## BEGIN

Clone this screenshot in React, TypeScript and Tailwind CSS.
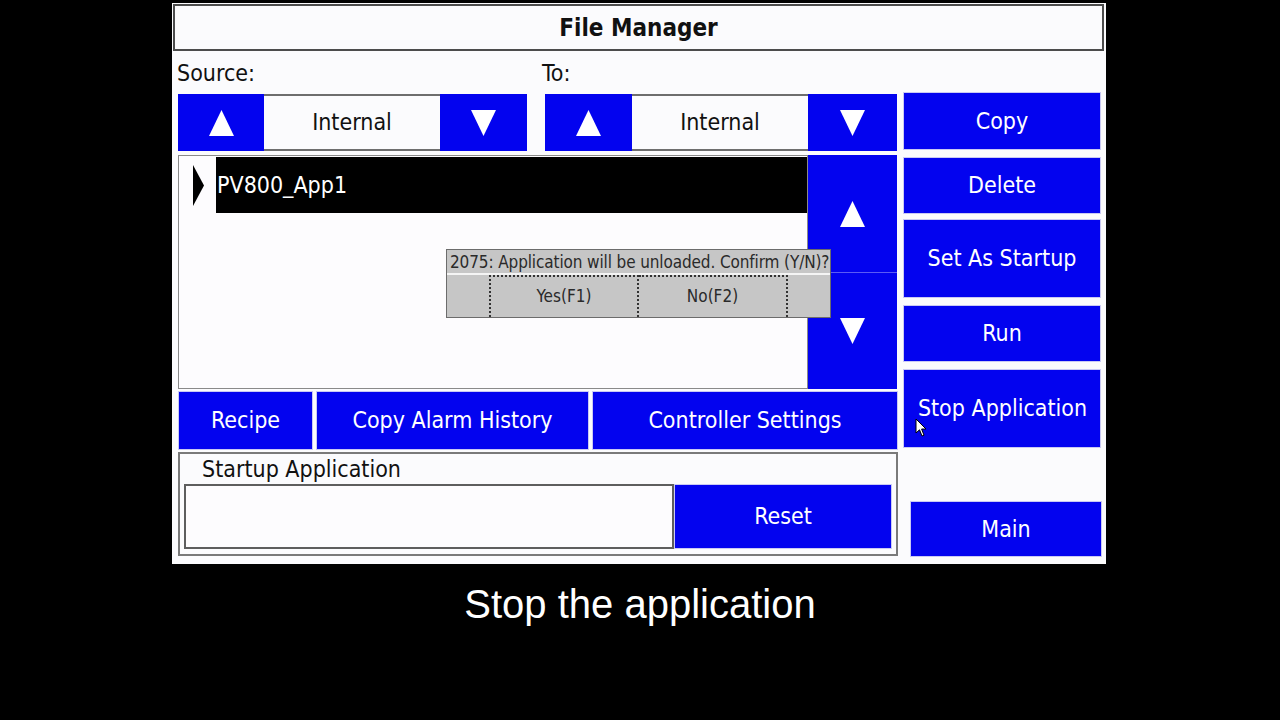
import React from 'react';

const hmiFont = { fontFamily: '"DejaVu Sans Condensed", "DejaVu Sans", sans-serif' };

type Dir = 'up' | 'down' | 'right';

const Tri = ({ dir, className = 'w-[25px] h-[26px]', fill = '#fff' }: { dir: Dir; className?: string; fill?: string }) => {
  const pts = dir === 'up' ? '12.5,0 25,26 0,26' : dir === 'down' ? '0,0 25,0 12.5,26' : '0,0 25,13 0,26';
  return (
    <svg viewBox="0 0 25 26" preserveAspectRatio="none" className={className}>
      <polygon points={pts} fill={fill} />
    </svg>
  );
};

const BlueBtn = ({ label, className }: { label: string; className: string }) => (
  <div className={`flex items-center justify-center bg-[#0303ef] text-white text-[23px] border border-[#c9c9f4] ${className}`}>
    {label}
  </div>
);

const Selector = ({ upW, midW, downW }: { upW: string; midW: string; downW: string }) => (
  <div className="flex h-[57px]">
    <div className={`flex items-center justify-center bg-[#0303ef] ${upW}`}>
      <Tri dir="up" />
    </div>
    <div className={`flex items-center justify-center bg-[#fbfbfd] border-y-2 border-[#6e6e6e] text-[23px] text-[#111] ${midW}`}>
      Internal
    </div>
    <div className={`flex items-center justify-center bg-[#0303ef] ${downW}`}>
      <Tri dir="down" />
    </div>
  </div>
);

const Cursor = () => (
  <svg viewBox="0 0 12 20" className="w-[12px] h-[20px]">
    <path d="M1 1 L1 15 L4.5 11.8 L7 18 L9 17.2 L6.6 11 L11 11 Z" fill="#fff" stroke="#000" strokeWidth="1" strokeLinejoin="round" />
  </svg>
);

export default function App() {
  return (
    <div className="w-[1280px] h-[720px] bg-black overflow-hidden">
      <div className="ml-[172px] pt-[3px]">
        <div className="relative w-[934px] h-[561px] bg-[#fbfbfd] pt-[1px]" style={hmiFont}>
          {/* title */}
          <div className="ml-[1px] w-[931px] h-[47px] border-2 border-[#4c4c4c] flex items-center justify-center text-[24px] font-bold text-[#111]">
            File Manager
          </div>

          <div className="flex">
            {/* left side */}
            <div className="ml-[6px] w-[720px] flex flex-col">
              <div className="h-[43px] flex items-center text-[23px] text-[#111] pt-[1px]">
                <span className="ml-[-1px] w-[365px]">Source:</span>
                <span>To:</span>
              </div>
              <div className="flex">
                <Selector upW="w-[86px]" midW="w-[176px]" downW="w-[87px]" />
                <div className="w-[18px]" />
                <Selector upW="w-[87px]" midW="w-[176px]" downW="w-[89px]" />
              </div>

              {/* list + scroll */}
              <div className="mt-[4px] flex h-[234px]">
                <div className="relative w-[630px] bg-[#fdfcfe] border border-[#8a8a8a] pt-[1px]">
                  <div className="flex h-[56px]">
                    <div className="w-[37px] flex items-center pl-[14px]">
                      <Tri dir="right" fill="#000" className="w-[11px] h-[41px]" />
                    </div>
                    <div className="flex-1 bg-black text-white text-[23px] flex items-center pl-[1px]">PV800_App1</div>
                  </div>

                  {/* confirm dialog */}
                  <div className="absolute left-[267px] top-[93px] w-[385px] h-[69px] bg-[#c6c6c6] border border-[#6c6c6c] flex flex-col text-[#2a2a2a]">
                    <div className="h-[25px] flex items-center pl-[3px] pt-[2px] text-[17px] tracking-[-0.12px] border-b-2 border-[#f4f4f4] whitespace-nowrap">
                      2075: Application will be unloaded. Confirm (Y/N)?
                    </div>
                    <div className="flex flex-1">
                      <div className="w-[42px]" />
                      <div className="w-[150px] flex items-center justify-center text-[17px] border-x-2 border-t-2 border-dotted border-[#333]">
                        Yes(F1)
                      </div>
                      <div className="w-[149px] flex items-center justify-center text-[17px] border-r-2 border-t-2 border-dotted border-[#333]">
                        No(F2)
                      </div>
                    </div>
                  </div>
                </div>
                <div className="w-[89px] flex flex-col bg-[#0303ef]">
                  <div className="h-[117px] flex items-center justify-center">
                    <Tri dir="up" />
                  </div>
                  <div className="flex-1 flex items-center justify-center border-t border-[#5b5bf5]">
                    <Tri dir="down" />
                  </div>
                </div>
              </div>

              {/* bottom buttons */}
              <div className="mt-[2px] flex gap-[3px] h-[59px]">
                <BlueBtn label="Recipe" className="w-[135px]" />
                <BlueBtn label="Copy Alarm History" className="w-[273px]" />
                <BlueBtn label="Controller Settings" className="w-[306px]" />
              </div>

              {/* startup application group */}
              <div className="mt-[2px] h-[104px] border-2 border-[#7a7a7a] flex flex-col">
                <div className="h-[30px] flex items-center pl-[22px] text-[23px] text-[#111]">Startup Application</div>
                <div className="flex ml-[4px] mr-[4px] h-[65px]">
                  <div className="w-[490px] bg-[#fdfcfe] border-2 border-[#5e5e5e]" />
                  <BlueBtn label="Reset" className="flex-1" />
                </div>
              </div>
            </div>

            {/* right column */}
            <div className="ml-[5px] w-[198px] flex flex-col">
              <BlueBtn label="Copy" className="mt-[41px] h-[58px]" />
              <BlueBtn label="Delete" className="mt-[7px] h-[57px]" />
              <BlueBtn label="Set As Startup" className="mt-[5px] h-[79px]" />
              <BlueBtn label="Run" className="mt-[7px] h-[57px]" />
              <div className="relative">
                <BlueBtn label="Stop Application" className="mt-[7px] h-[79px] pl-[1px]" />
                <div className="absolute left-[12px] top-[56px]">
                  <Cursor />
                </div>
              </div>
              <BlueBtn label="Main" className="mt-[53px] ml-[7px] w-[192px] h-[56px]" />
            </div>
          </div>
        </div>

        <div
          className="ml-[-172px] w-[1280px] mt-[18px] text-center text-white text-[40px] leading-[45px]"
          style={{ fontFamily: '"Liberation Sans", Arial, sans-serif' }}
        >
          Stop the application
        </div>
      </div>
    </div>
  );
}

## END

● **Your task**: Every line is to be duplicated exactly, though pictures stay out.

● **Solution to the exercise**:
Clone this screenshot in React, TypeScript and Tailwind CSS.
import React from 'react';

const hmiFont = { fontFamily: '"DejaVu Sans Condensed", "DejaVu Sans", sans-serif' };

type Dir = 'up' | 'down' | 'right';

const Tri = ({ dir, className = 'w-[25px] h-[26px]', fill = '#fff' }: { dir: Dir; className?: string; fill?: string }) => {
  const pts = dir === 'up' ? '12.5,0 25,26 0,26' : dir === 'down' ? '0,0 25,0 12.5,26' : '0,0 25,13 0,26';
  return (
    <svg viewBox="0 0 25 26" preserveAspectRatio="none" className={className}>
      <polygon points={pts} fill={fill} />
    </svg>
  );
};

const BlueBtn = ({ label, className }: { label: string; className: string }) => (
  <div className={`flex items-center justify-center bg-[#0303ef] text-white text-[23px] border border-[#c9c9f4] ${className}`}>
    {label}
  </div>
);

const Selector = ({ upW, midW, downW }: { upW: string; midW: string; downW: string }) => (
  <div className="flex h-[57px]">
    <div className={`flex items-center justify-center bg-[#0303ef] ${upW}`}>
      <Tri dir="up" />
    </div>
    <div className={`flex items-center justify-center bg-[#fbfbfd] border-y-2 border-[#6e6e6e] text-[23px] text-[#111] ${midW}`}>
      Internal
    </div>
    <div className={`flex items-center justify-center bg-[#0303ef] ${downW}`}>
      <Tri dir="down" />
    </div>
  </div>
);

const Cursor = () => (
  <svg viewBox="0 0 12 20" className="w-[12px] h-[20px]">
    <path d="M1 1 L1 15 L4.5 11.8 L7 18 L9 17.2 L6.6 11 L11 11 Z" fill="#fff" stroke="#000" strokeWidth="1" strokeLinejoin="round" />
  </svg>
);

export default function App() {
  return (
    <div className="w-[1280px] h-[720px] bg-black overflow-hidden">
      <div className="ml-[172px] pt-[3px]">
        <div className="relative w-[934px] h-[561px] bg-[#fbfbfd] pt-[1px]" style={hmiFont}>
          {/* title */}
          <div className="ml-[1px] w-[931px] h-[47px] border-2 border-[#4c4c4c] flex items-center justify-center text-[24px] font-bold text-[#111]">
            File Manager
          </div>

          <div className="flex">
            {/* left side */}
            <div className="ml-[6px] w-[720px] flex flex-col">
              <div className="h-[43px] flex items-center text-[23px] text-[#111] pt-[1px]">
                <span className="ml-[-1px] w-[365px]">Source:</span>
                <span>To:</span>
              </div>
              <div className="flex">
                <Selector upW="w-[86px]" midW="w-[176px]" downW="w-[87px]" />
                <div className="w-[18px]" />
                <Selector upW="w-[87px]" midW="w-[176px]" downW="w-[89px]" />
              </div>

              {/* list + scroll */}
              <div className="mt-[4px] flex h-[234px]">
                <div className="relative w-[630px] bg-[#fdfcfe] border border-[#8a8a8a] pt-[1px]">
                  <div className="flex h-[56px]">
                    <div className="w-[37px] flex items-center pl-[14px]">
                      <Tri dir="right" fill="#000" className="w-[11px] h-[41px]" />
                    </div>
                    <div className="flex-1 bg-black text-white text-[23px] flex items-center pl-[1px]">PV800_App1</div>
                  </div>

                  {/* confirm dialog */}
                  <div className="absolute left-[267px] top-[93px] w-[385px] h-[69px] bg-[#c6c6c6] border border-[#6c6c6c] flex flex-col text-[#2a2a2a]">
                    <div className="h-[25px] flex items-center pl-[3px] pt-[2px] text-[17px] tracking-[-0.12px] border-b-2 border-[#f4f4f4] whitespace-nowrap">
                      2075: Application will be unloaded. Confirm (Y/N)?
                    </div>
                    <div className="flex flex-1">
                      <div className="w-[42px]" />
                      <div className="w-[150px] flex items-center justify-center text-[17px] border-x-2 border-t-2 border-dotted border-[#333]">
                        Yes(F1)
                      </div>
                      <div className="w-[149px] flex items-center justify-center text-[17px] border-r-2 border-t-2 border-dotted border-[#333]">
                        No(F2)
                      </div>
                    </div>
                  </div>
                </div>
                <div className="w-[89px] flex flex-col bg-[#0303ef]">
                  <div className="h-[117px] flex items-center justify-center">
                    <Tri dir="up" />
                  </div>
                  <div className="flex-1 flex items-center justify-center border-t border-[#5b5bf5]">
                    <Tri dir="down" />
                  </div>
                </div>
              </div>

              {/* bottom buttons */}
              <div className="mt-[2px] flex gap-[3px] h-[59px]">
                <BlueBtn label="Recipe" className="w-[135px]" />
                <BlueBtn label="Copy Alarm History" className="w-[273px]" />
                <BlueBtn label="Controller Settings" className="w-[306px]" />
              </div>

              {/* startup application group */}
              <div className="mt-[2px] h-[104px] border-2 border-[#7a7a7a] flex flex-col">
                <div className="h-[30px] flex items-center pl-[22px] text-[23px] text-[#111]">Startup Application</div>
                <div className="flex ml-[4px] mr-[4px] h-[65px]">
                  <div className="w-[490px] bg-[#fdfcfe] border-2 border-[#5e5e5e]" />
                  <BlueBtn label="Reset" className="flex-1" />
                </div>
              </div>
            </div>

            {/* right column */}
            <div className="ml-[5px] w-[198px] flex flex-col">
              <BlueBtn label="Copy" className="mt-[41px] h-[58px]" />
              <BlueBtn label="Delete" className="mt-[7px] h-[57px]" />
              <BlueBtn label="Set As Startup" className="mt-[5px] h-[79px]" />
              <BlueBtn label="Run" className="mt-[7px] h-[57px]" />
              <div className="relative">
                <BlueBtn label="Stop Application" className="mt-[7px] h-[79px] pl-[1px]" />
                <div className="absolute left-[12px] top-[56px]">
                  <Cursor />
                </div>
              </div>
              <BlueBtn label="Main" className="mt-[53px] ml-[7px] w-[192px] h-[56px]" />
            </div>
          </div>
        </div>

        <div
          className="ml-[-172px] w-[1280px] mt-[18px] text-center text-white text-[40px] leading-[45px]"
          style={{ fontFamily: '"Liberation Sans", Arial, sans-serif' }}
        >
          Stop the application
        </div>
      </div>
    </div>
  );
}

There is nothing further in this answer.